→ DIRECTION
Collect every line below that contains the word "index".

→ DATA PROVIDED
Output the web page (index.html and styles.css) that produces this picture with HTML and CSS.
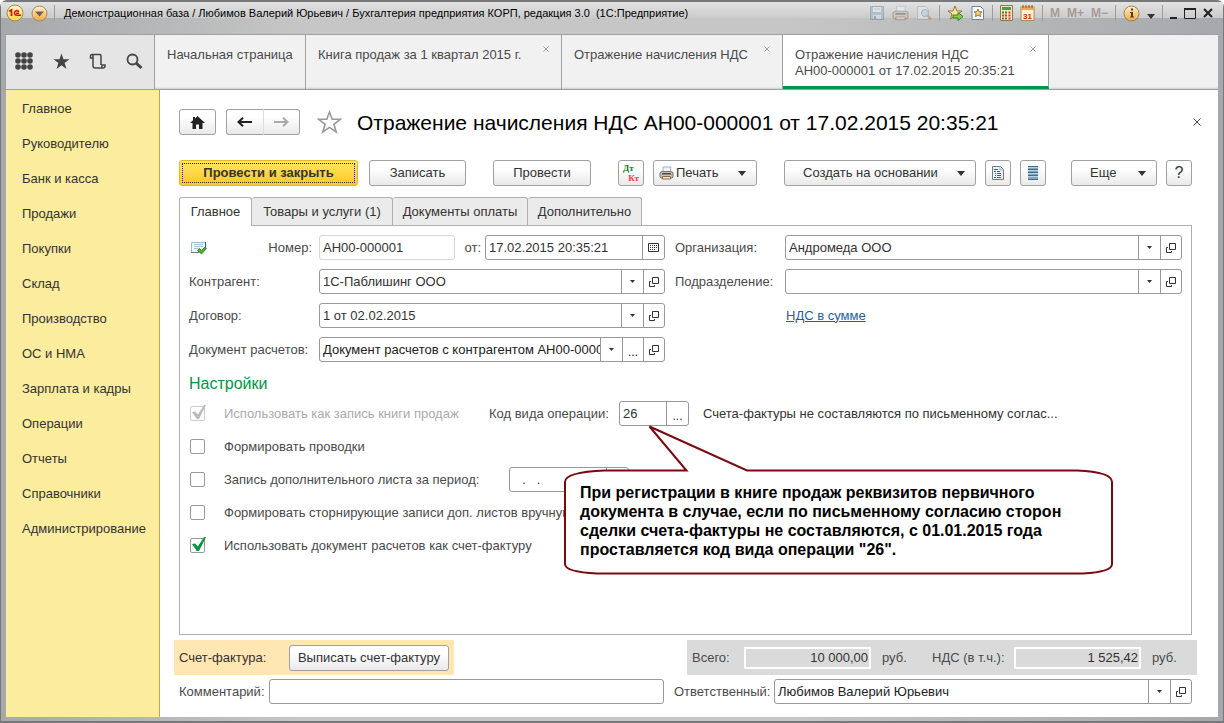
FILE: index.html
```html
<!DOCTYPE html>
<html lang="ru">
<head>
<meta charset="utf-8">
<title>Отражение начисления НДС</title>
<link rel="stylesheet" href="styles.css">
</head>
<body>
<svg width="0" height="0" class="defs" aria-hidden="true">
  <symbol id="open" viewBox="0 0 10 10"><path d="M3.500.5h6v6h-6zM2 4.500H.5v5h5V8" fill="none" stroke="#333"/></symbol>
  <symbol id="down" viewBox="0 0 5 3"><path d="M0 0h5L2.500 3z" fill="#333"/></symbol>
  <symbol id="down-big" viewBox="0 0 8 5"><path d="M0 0h8L4 5z" fill="#333"/></symbol>
  <symbol id="printer" viewBox="0 0 15 14"><path d="M4 1h8l-1 6H4z" fill="#eef4fa" stroke="#9db4c8"/><path d="M1 6.500l2-1h9l2 1V11l-1 1H2l-1-1z" fill="#c9c4bd" stroke="#77716b"/><path d="M3 7h9v1.500H3z" fill="#4b4744"/><path d="M3.500 10.500h8v2.500h-8z" fill="#f5e3d0" stroke="#8b6a50"/><path d="M12 9h1" stroke="#e08030"/></symbol>
  <symbol id="cross" viewBox="0 0 8 8"><path d="M.5.5l7 7M7.500.5l-7 7" fill="none" stroke="currentColor"/></symbol>
</svg>
<div class="window">
  <header class="titlebar">
    <svg class="logo" width="18" height="18" viewBox="0 0 18 18"><defs><linearGradient id="gy" x2="0" y2="1"><stop offset="0" stop-color="#fffbd0"/><stop offset="1" stop-color="#fbd43c"/></linearGradient><linearGradient id="go" x2="0" y2="1"><stop offset="0" stop-color="#fff0d0"/><stop offset="1" stop-color="#f5a83c"/></linearGradient></defs><circle cx="9" cy="9" r="8" fill="url(#gy)" stroke="#a08a60"/><path d="M3 7.200L5.500 6v6" fill="none" stroke="#e01010" stroke-width="1.800"/><path d="M12.800 7.700q-1.300-1.500-3-.9-1.700.9-1.300 2.700.5 1.700 2.200 1.700H15M10 9.200h3" fill="none" stroke="#e01010" stroke-width="1.500"/></svg>
    <svg class="menu-ball" width="17" height="17" viewBox="0 0 17 17"><circle cx="8.500" cy="8.500" r="7.500" fill="url(#go)" stroke="#a08a60"/><path d="M4 6.500h9l-4.500 5z" fill="#6b6252"/></svg>
    <i class="sep"></i>
    <span class="caption">Демонстрационная база / Любимов Валерий Юрьевич / Бухгалтерия предприятия КОРП, редакция 3.0&nbsp; (1С:Предприятие)</span>
    <div class="sys">
      <svg class="dim" width="16" height="16" viewBox="0 0 16 16"><path d="M1.500 1.500h13v13h-13z" fill="#8fa9bf" stroke="#56799a"/><path d="M4 2h8v5H4z" fill="#e8eef4"/><path d="M4 10h8v4H4z" fill="#dce4ea"/><path d="M5 11h2v3H5z" fill="#56799a"/><path d="M5 4h6" stroke="#9ab"/></svg>
      <svg class="dim" width="17" height="16"><use href="#printer"/></svg>
      <svg class="dim" width="16" height="16" viewBox="0 0 16 16"><path d="M1.500 1.500h8l3 3v10h-11z" fill="#e8eef4" stroke="#8aa0b4"/><circle cx="9" cy="8" r="3.500" fill="#b8d0e4" stroke="#6d8ba5"/><path d="M11.500 10.500l3.500 4" stroke="#b07840" stroke-width="2"/></svg>
      <i class="sep"></i>
      <svg width="17" height="17" viewBox="0 0 17 17"><path d="M8 1l2 5h5l-4 3 1.500 5L8 11l-4.500 3L5 9 1 6h5z" fill="#ffe79a" stroke="#94743a"/><path d="M6 10h5V7.500l5 4-5 4V13H6z" fill="#7fd04a" stroke="#3f7d22"/></svg>
      <svg width="14" height="16" viewBox="0 0 14 16"><path d="M1 1.500h8.500l3 3v10H1z" fill="#fff" stroke="#5f86a6"/><path d="M7 4l1.200 2.800h2.800L8.800 8.700l.8 3L7 10l-2.600 1.700.8-3L3 6.800h2.800z" fill="#ffd878" stroke="#94743a"/></svg>
      <i class="sep"></i>
      <svg width="13" height="16" viewBox="0 0 13 16"><path d="M.5.5h12v15H.5z" fill="#f3e9bb" stroke="#8a7a52"/><path d="M2 2h9v3H2z" fill="#4d9a4a"/><path d="M3 6.500v8M6 6.500v8" stroke="#8a5c3a" stroke-width="2" stroke-dasharray="2 1"/><path d="M9.500 6.500v8" stroke="#d33" stroke-width="2" stroke-dasharray="2 1"/></svg>
      <svg width="15" height="16" viewBox="0 0 15 16"><path d="M1 1.500h13v14H1z" fill="#fff3d2" stroke="#b08850"/><path d="M1 1h13v4H1z" fill="#e8a860"/><path d="M3 0v3M6 0v3M9 0v3M12 0v3" stroke="#7c5a30"/><text x="7.500" y="13.500" text-anchor="middle" class="cal-text">31</text></svg>
      <i class="sep"></i>
      <b class="mem">M</b><b class="mem">M+</b><b class="mem">M−</b>
      <i class="sep"></i>
      <svg width="17" height="17" viewBox="0 0 17 17"><circle cx="8.500" cy="8.500" r="7.500" fill="url(#go)" stroke="#9c8250"/><path d="M8 3.500h2v2H8zM7 7h3v4.500h1v1H7v-1h1V8H7z" fill="#4a4028"/></svg>
      <svg class="sys-down" width="8" height="5"><use href="#down-big"/></svg>
      <i class="sep"></i>
      <svg class="win-min" width="7" height="12"><path d="M0 10h7v2H0z" fill="#222"/></svg>
      <svg width="12" height="11" viewBox="0 0 12 11"><path d="M.5 1h11v9.500H.5z" fill="none" stroke="#222"/><path d="M0 1h12" stroke="#222" stroke-width="2"/></svg>
      <svg width="10" height="10" viewBox="0 0 10 10"><path d="M1 1l8 8M9 1L1 9" stroke="#222" stroke-width="2"/></svg>
    </div>
  </header>

  <div class="topbar">
    <div class="tools">
      <svg width="18" height="18" viewBox="0 0 18 18" fill="#444"><circle cx="3" cy="3" r="2.800"/><circle cx="9" cy="3" r="2.800"/><circle cx="15" cy="3" r="2.800"/><circle cx="3" cy="9" r="2.800"/><circle cx="9" cy="9" r="2.800"/><circle cx="15" cy="9" r="2.800"/><circle cx="3" cy="15" r="2.800"/><circle cx="9" cy="15" r="2.800"/><circle cx="15" cy="15" r="2.800"/></svg>
      <svg width="17" height="17" viewBox="0 0 17 17"><path d="M8.500.5l2 5.800h6l-4.900 3.700 1.900 6-5-3.700-5 3.700 1.900-6L.5 6.300h6z" fill="#444"/></svg>
      <svg width="17" height="17" viewBox="0 0 17 17" fill="none" stroke="#444" stroke-width="1.500"><path d="M4 5H1.500V3Q1.500 1.500 3 1.500h8Q12 1.500 12 3v9M4 5V2M4 5v7.500Q4 15 6 15h8q2 0 2-2v-1h-3v1.500q0 1.500-1 1.500"/></svg>
      <svg width="17" height="17" viewBox="0 0 17 17" fill="none" stroke="#444"><circle cx="6.500" cy="6.500" r="5" stroke-width="1.800"/><path d="M10 10l5.500 5" stroke-width="3"/></svg>
    </div>
    <nav class="tabs">
      <a class="tab t1" href="#">Начальная страница</a>
      <a class="tab t2" href="#">Книга продаж за 1 квартал 2015 г.<svg class="x" width="6" height="6"><use href="#cross"/></svg></a>
      <a class="tab t3" href="#">Отражение начисления НДС<svg class="x" width="6" height="6"><use href="#cross"/></svg></a>
      <a class="tab t4 active" href="#">Отражение начисления НДС<br>АН00-000001 от 17.02.2015 20:35:21<svg class="x" width="6" height="6"><use href="#cross"/></svg></a>
    </nav>
  </div>

  <div class="body">
    <nav class="side">
      <a href="#">Главное</a><a href="#">Руководителю</a><a href="#">Банк и касса</a><a href="#">Продажи</a><a href="#">Покупки</a><a href="#">Склад</a><a href="#">Производство</a><a href="#">ОС и НМА</a><a href="#">Зарплата и кадры</a><a href="#">Операции</a><a href="#">Отчеты</a><a href="#">Справочники</a><a href="#">Администрирование</a>
    </nav>

    <main>
      <div class="head">
        <button class="btn home" aria-label="Домой"><svg width="15" height="13" viewBox="0 0 15 13"><path d="M7.500 0L15 7h-2.500v6H9V8.500H6V13H2.500V7H0L3 4.200V1h2v1.400z" fill="#222"/></svg></button>
        <div class="nav">
          <button class="btn" aria-label="Назад"><svg width="15" height="10" viewBox="0 0 15 10"><path d="M1 5h14M6 .8L1.500 5 6 9.200" fill="none" stroke="#222" stroke-width="2"/></svg></button>
          <button class="btn" aria-label="Вперед"><svg width="15" height="10" viewBox="0 0 15 10"><path d="M0 5h14M9 .8L13.500 5 9 9.200" fill="none" stroke="#aaa" stroke-width="2"/></svg></button>
        </div>
        <svg class="fav" width="25" height="24" viewBox="0 0 25 24"><path d="M12.500 2l2.700 7.300h8l-6.300 5 2.300 7.700-6.700-4.600L5.800 22l2.300-7.700-6.300-5h8z" fill="#fff" stroke="#999" stroke-width="1.600"/></svg>
        <h1>Отражение начисления НДС АН00-000001 от 17.02.2015 20:35:21</h1>
        <button class="close" aria-label="Закрыть"><svg width="8" height="8"><use href="#cross"/></svg></button>
      </div>

      <div class="toolbar">
        <button class="btn primary">Провести и закрыть</button>
        <button class="btn save">Записать</button>
        <button class="btn post">Провести</button>
        <button class="btn sq dtkt" aria-label="Дт Кт"><span class="dt">Дт</span><span class="kt">Кт</span></button>
        <button class="btn print"><svg width="15" height="14"><use href="#printer"/></svg>Печать<svg class="arr" width="8" height="5"><use href="#down-big"/></svg></button>
        <button class="btn create">Создать на основании<svg class="arr" width="8" height="5"><use href="#down-big"/></svg></button>
        <button class="btn sq" aria-label="Отчет"><svg width="12" height="14" viewBox="0 0 12 14"><path d="M.5.5h8l3 3v10H.5z" fill="#e9f2f8" stroke="#5d8199"/><path d="M8 0v4h4" fill="none" stroke="#8fb0c5"/><path d="M2 3.500h4M2 5.500h2m1 0h3M3 7.500h1m1 0h4M3 9.500h1m1 0h4M2 11.500h2m1 0h4" stroke="#3d637c"/></svg></button>
        <button class="btn sq" aria-label="Список"><svg width="10" height="14" viewBox="0 0 10 14"><path d="M0 0h10v14H0z" fill="#7fa9c2"/><path d="M0 .5h10M0 3.500h10M0 6.500h10M0 9.500h10M0 13.500h10" stroke="#446a84"/><path d="M0 1.500h10M0 4.500h10M0 7.500h10M0 10.500h10" stroke="#b7d3e3"/></svg></button>
        <button class="btn more">Еще<svg class="arr" width="8" height="5"><use href="#down-big"/></svg></button>
        <button class="btn sq help">?</button>
      </div>

      <div class="ptabs">
        <button class="pt p1 on">Главное</button><button class="pt p2">Товары и услуги (1)</button><button class="pt p3">Документы оплаты</button><button class="pt p4">Дополнительно</button>
      </div>

      <section class="panel">
        <div class="cols">
          <div class="col left">
            <div class="row">
              <span class="numlabel"><svg width="16" height="14" viewBox="0 0 16 14"><path d="M.5 11.500v-10h14v6" fill="#eef6fb" stroke="#9fbccb"/><path d="M14.500 1v7" stroke="#456"/><path d="M0 11.500h8" stroke="#678"/><path d="M3 3.500h9M3 5.500h9M3 7.500h5" stroke="#a8c4d2"/><path d="M6.500 9.500l2-2 2 2 3.500-3.500 1.500 1.500-5 5.500z" fill="#4cae2c" stroke="#2e7d1a" stroke-width=".8"/></svg><label for="num">Номер:</label></span>
              <span class="field ro num"><input id="num" value="АН00-000001" readonly></span>
              <label class="from" for="date">от:</label>
              <span class="field grow"><input id="date" value="17.02.2015 20:35:21"><button aria-label="Календарь"><svg width="11" height="9" viewBox="0 0 11 9"><path d="M.5.5h10v8H.5z" fill="none" stroke="#333"/><path d="M2 2.500h7M2 4.500h7M2 6.500h5" stroke="#333" stroke-dasharray="1 1"/></svg></button></span>
            </div>
            <div class="row"><label for="contr">Контрагент:</label><span class="field grow"><input id="contr" value="1С-Паблишинг ООО"><button aria-label="Выбрать"><svg width="5" height="3"><use href="#down"/></svg></button><button aria-label="Открыть"><svg width="10" height="10"><use href="#open"/></svg></button></span></div>
            <div class="row"><label for="dog">Договор:</label><span class="field grow"><input id="dog" value="1 от 02.02.2015"><button aria-label="Выбрать"><svg width="5" height="3"><use href="#down"/></svg></button><button aria-label="Открыть"><svg width="10" height="10"><use href="#open"/></svg></button></span></div>
            <div class="row"><label for="doc">Документ расчетов:</label><span class="field grow dark"><input id="doc" value="Документ расчетов с контрагентом АН00-000001"><button aria-label="Выбрать"><svg width="5" height="3"><use href="#down"/></svg></button><button class="dots">...</button><button aria-label="Открыть"><svg width="10" height="10"><use href="#open"/></svg></button></span></div>
          </div>
          <div class="col right">
            <div class="row"><label for="org">Организация:</label><span class="field grow"><input id="org" value="Андромеда ООО"><button aria-label="Выбрать"><svg width="5" height="3"><use href="#down"/></svg></button><button aria-label="Открыть"><svg width="10" height="10"><use href="#open"/></svg></button></span></div>
            <div class="row"><label for="dep">Подразделение:</label><span class="field grow"><input id="dep"><button aria-label="Выбрать"><svg width="5" height="3"><use href="#down"/></svg></button><button aria-label="Открыть"><svg width="10" height="10"><use href="#open"/></svg></button></span></div>
            <div class="row link-row"><a href="#">НДС в сумме</a></div>
          </div>
        </div>

        <h2>Настройки</h2>
        <div class="settings">
          <div class="srow">
            <label class="check off first"><input type="checkbox" checked disabled>Использовать как запись книги продаж</label>
            <label class="codelabel" for="code">Код вида операции:</label>
            <span class="field code"><input id="code" value="26"><button class="dots">...</button></span>
            <span class="codetext">Счета-фактуры не составляются по письменному соглас...</span>
          </div>
          <div class="srow"><label class="check"><input type="checkbox">Формировать проводки</label></div>
          <div class="srow"><label class="check third"><input type="checkbox">Запись дополнительного листа за период:</label><span class="field period"><input aria-label="Период" value="  .   ."><button aria-label="Календарь"></button></span></div>
          <div class="srow"><label class="check"><input type="checkbox">Формировать сторнирующие записи доп. листов вручную</label></div>
          <div class="srow"><label class="check"><input type="checkbox" checked>Использовать документ расчетов как счет-фактуру</label></div>
          <div class="callout">
            <svg width="552" height="152" viewBox="0 0 552 152"><path d="M86.500 2.500L123.500 46.500H42Q2 48 2 58V140Q2 148 34 149.500H520Q549 148 549 140V58Q549 48 514 46.500H184z" fill="#fff" stroke="#7b0a10" stroke-width="2"/></svg>
            <p>При регистрации в книге продаж реквизитов первичного<br>документа в случае, если по письменному согласию сторон<br>сделки счета-фактуры не составляются, с 01.01.2015 года<br>проставляется код вида операции "26".</p>
          </div>
        </div>
      </section>

      <div class="totals">
        <div class="invoice"><span>Счет-фактура:</span><button class="btn">Выписать счет-фактуру</button></div>
        <div class="sums"><label class="l1" for="sum">Всего:</label><input id="sum" value="10 000,00" readonly><span class="r1">руб.</span><label class="l2" for="vat">НДС (в т.ч.):</label><input id="vat" value="1 525,42" readonly><span>руб.</span></div>
      </div>
      <div class="bottom">
        <div class="row comment"><label for="com">Комментарий:</label><span class="field grow"><input id="com"></span></div>
        <div class="row resp"><label for="resp">Ответственный:</label><span class="field grow dark"><input id="resp" value="Любимов Валерий Юрьевич"><button aria-label="Выбрать"><svg width="5" height="3"><use href="#down"/></svg></button><button aria-label="Открыть"><svg width="10" height="10"><use href="#open"/></svg></button></span></div>
      </div>
    </main>
  </div>
</div>
</body>
</html>
```
FILE: styles.css
```css
* { box-sizing: border-box; }
body { margin: 0; background: #fff; font: 13px/16px "Liberation Sans", Arial, sans-serif; color: #4a4a4a; }
button, input { font: inherit; color: inherit; }
a { color: inherit; text-decoration: none; }
svg { flex: none; display: block; }
.defs { position: absolute; }
.window { min-height: 100vh; display: flex; flex-direction: column; border: 1px solid #77787a; border-width: 2px 1px; border-radius: 7px 7px 0 0; padding: 0 5px 4px 5px; background: linear-gradient(90deg, #a6a8ab, #c6c6c6 25%, #c6c6c6 65%, #a6a8ab); }

.titlebar { display: flex; align-items: center; height: 32px; margin: 0 -5px; padding: 0 10px 10px 5px; background: linear-gradient(180deg, #e2e2e2, #cbcbcb 16px, #fff0 16px); }
.menu-ball { margin-left: 7px; }
.sep { width: 1px; height: 16px; background: #9c9c9c; flex: none; }
.titlebar > .sep { margin: 0 9px 0 6px; }
.caption { color: #000; font-size: 11px; white-space: nowrap; }
.sys { margin-left: auto; display: flex; align-items: center; gap: 7px; }
.dim { opacity: .45; }
.cal-text { font: bold 8px "Liberation Sans", sans-serif; fill: #e02020; }
.mem { color: #a89c98; font-size: 12px; }
.sys-down { margin-top: 7px; }

.topbar { display: flex; border: 1px solid #a0a0a0; border-width: 1px 0 1px 1px; height: 56px; background: #f1f1f1; margin-left: -1px; }
.tools { width: 148px; display: flex; align-items: center; justify-content: space-between; padding: 0 11px 2px 9px; background: #e5e5e5; }
.tabs { display: flex; flex: 1; border-left: 1px solid #a0a0a0; box-shadow: inset 0 -3px 2px -2px #ccc; }
.tab { position: relative; padding: 12px 12px 0; border-right: 1px solid #a0a0a0; white-space: nowrap; }
.t1 { width: 151px; }
.t2 { width: 256px; }
.t3 { width: 221px; }
.t4 { width: 266px; }
.tab.active { background: #fff; border-bottom: 3px solid #009646; }
.x { position: absolute; top: 11px; right: 12px; color: #888; }

.body { flex: 1; display: flex; background: #fff; }
.side { width: 154px; flex: none; display: flex; flex-direction: column; padding-top: 2px; background: #fbec9e; border-right: 1px solid #c4a83c; color: #333; }
.side a { padding: 9px 0 10px 16px; }
main { flex: 1; min-width: 0; display: flex; flex-direction: column; padding: 18px 26px 13px 19px; }

.btn { display: inline-flex; align-items: center; justify-content: center; height: 26px; padding: 0 10px; border: 1px solid #a0a0a0; border-radius: 3px; background: linear-gradient(#fff 30%, #e9e9e9); color: #333; white-space: nowrap; }
.head { display: flex; align-items: center; height: 28px; }
.home { width: 37px; margin-right: 10px; }
.nav { display: flex; width: 74px; }
.nav .btn { flex: 1; }
.nav .btn:first-child { border-radius: 3px 0 0 3px; border-right-color: #ddd; }
.nav .btn:last-child { border-radius: 0 3px 3px 0; border-left: 0; }
.fav { margin: 0 15px 0 17px; }
h1 { margin: 1px 0 0; font-size: 21px; line-height: 24px; font-weight: normal; color: #000; white-space: nowrap; }
.close { margin: 0 -9px 0 auto; padding: 0; border: 0; background: none; color: #444; }

.toolbar { display: flex; margin-top: 24px; }
.primary { width: 179px; margin-right: 11px; font-weight: bold; border-color: #e8b628; background: linear-gradient(#ffe760, #fbc926); outline: 1px dotted #222; outline-offset: -4px; }
.save { width: 97px; margin-right: 27px; }
.post { width: 98px; margin-right: 27px; }
.sq { width: 26px; padding: 0; margin-right: 9px; }
.dtkt { display: flex; flex-direction: column; font: bold 9px/10px "Liberation Serif", serif; }
.dt { color: #187a10; align-self: flex-start; padding-left: 4px; }
.kt { color: #f03c3c; align-self: flex-end; padding-right: 4px; }
.print { width: 104px; margin-right: 27px; padding: 0 10px 0 5px; }
.print svg:first-child { margin-right: 2px; }
.arr { margin-left: auto; }
.create { width: 192px; margin-right: 9px; padding: 0 10px 0 18px; }
.more { width: 86px; margin: 0 9px 0 auto; padding: 0 10px 0 18px; }
.help { margin: 0; font-size: 16px; }

.ptabs { display: flex; margin-top: 11px; }
.pt { height: 28px; padding: 0; border: 1px solid #b0b0b0; border-left-width: 0; border-bottom: 0; border-radius: 3px 3px 0 0; background: #ebebeb; color: #333; }
.pt.on { position: relative; border-left-width: 1px; background: #fff; height: 29px; margin-bottom: -1px; }
.p1 { width: 73px; }
.p2 { width: 141px; }
.p3 { width: 135px; }
.p4 { width: 114px; }
.panel { flex: 1; border: 1px solid #b0b0b0; padding: 9px 9px 0; }
.cols { display: grid; grid-template-columns: 476px 1fr; gap: 10px; }
.col { display: grid; gap: 9px; align-content: start; }
.row { display: flex; align-items: center; height: 25px; min-width: 0; }
.left > .row > :first-child { width: 130px; flex: none; }
.right > .row > label { width: 110px; flex: none; }
.numlabel { display: flex; align-items: center; justify-content: space-between; padding: 0 7px 0 2px; }
.from { width: 30px; text-align: right; padding-right: 4px; }
.field { display: flex; height: 25px; border: 1px solid #999; border-radius: 3px; background: #fff; color: #333; overflow: hidden; }
.field input { flex: 1; min-width: 0; width: 100%; border: 0; padding: 0 0 0 3px; background: none; outline: 0; }
.field button { width: 22px; flex: none; padding: 0; border: 0; border-left: 1px solid #999; background: none; display: flex; align-items: center; justify-content: center; }
.field button + button { width: 21px; }
.field .dots { padding-top: 4px; font-size: 12px; }
.dark { color: #222; }
.grow { flex: 1; min-width: 0; }
.ro { border-color: #d6d6d6; }
.num { width: 136px; }
.link-row { padding-left: 111px; }
.link-row a { color: #1a5fa8; text-decoration: underline; }
h2 { margin: 12px 0 7px; font-size: 16px; line-height: 20px; font-weight: normal; color: #009646; }

.settings { position: relative; display: grid; gap: 8px; }
.srow { display: flex; align-items: center; height: 25px; white-space: nowrap; }
.check { display: flex; align-items: center; }
.check input { appearance: none; position: relative; width: 15px; height: 15px; margin: 0 19px 0 1px; border: 1px solid #999; border-radius: 2px; background: #fff; }
.check input:checked::after { content: ""; position: absolute; left: 1px; top: -2px; width: 14px; height: 14px; background: #009646; clip-path: polygon(0 50%, 22% 46%, 42% 68%, 86% 0, 100% 0, 50% 100%, 34% 100%); }
.off { color: #aaa; }
.off input { border-color: #ccc; }
.check.off input:checked::after { background: #bbb; }
.first { width: 300px; }
.codelabel { width: 130px; }
.code { width: 70px; margin-right: 14px; }
.third { width: 320px; }
.period { width: 120px; }
.period input { padding-left: 5px; white-space: pre; }
.codetext { color: #333; }
.callout { position: absolute; left: 374px; top: 23px; width: 552px; }
.callout p { position: absolute; left: 17px; top: 59px; margin: 0; font-size: 16px; line-height: 19px; font-weight: bold; color: #000; white-space: nowrap; }

.totals { display: flex; justify-content: space-between; margin: 5px -5px 0 -5px; height: 35px; }
.invoice { display: flex; align-items: center; justify-content: space-between; width: 280px; padding: 0 5px; background: #ffe6b3; color: #333; }
.invoice .btn { width: 160px; }
.sums { display: flex; align-items: center; width: 510px; padding-left: 5px; background: #dadada; }
.sums input { width: 127px; height: 22px; padding: 0 1px; border: 2px solid #fff; background: #dadada; text-align: right; color: #333; margin-right: 11px; }
.l1 { width: 52px; }
.l2 { width: 82px; }
.r1 { width: 50px; }
.bottom { display: flex; gap: 10px; margin-top: 4px; }
.comment { width: 485px; }
.comment label { width: 90px; }
.resp { flex: 1; }
.resp label { width: 100px; }
```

→ FULL RESPONSE
Output the web page (index.html and styles.css) that produces this picture with HTML and CSS.
FILE: index.html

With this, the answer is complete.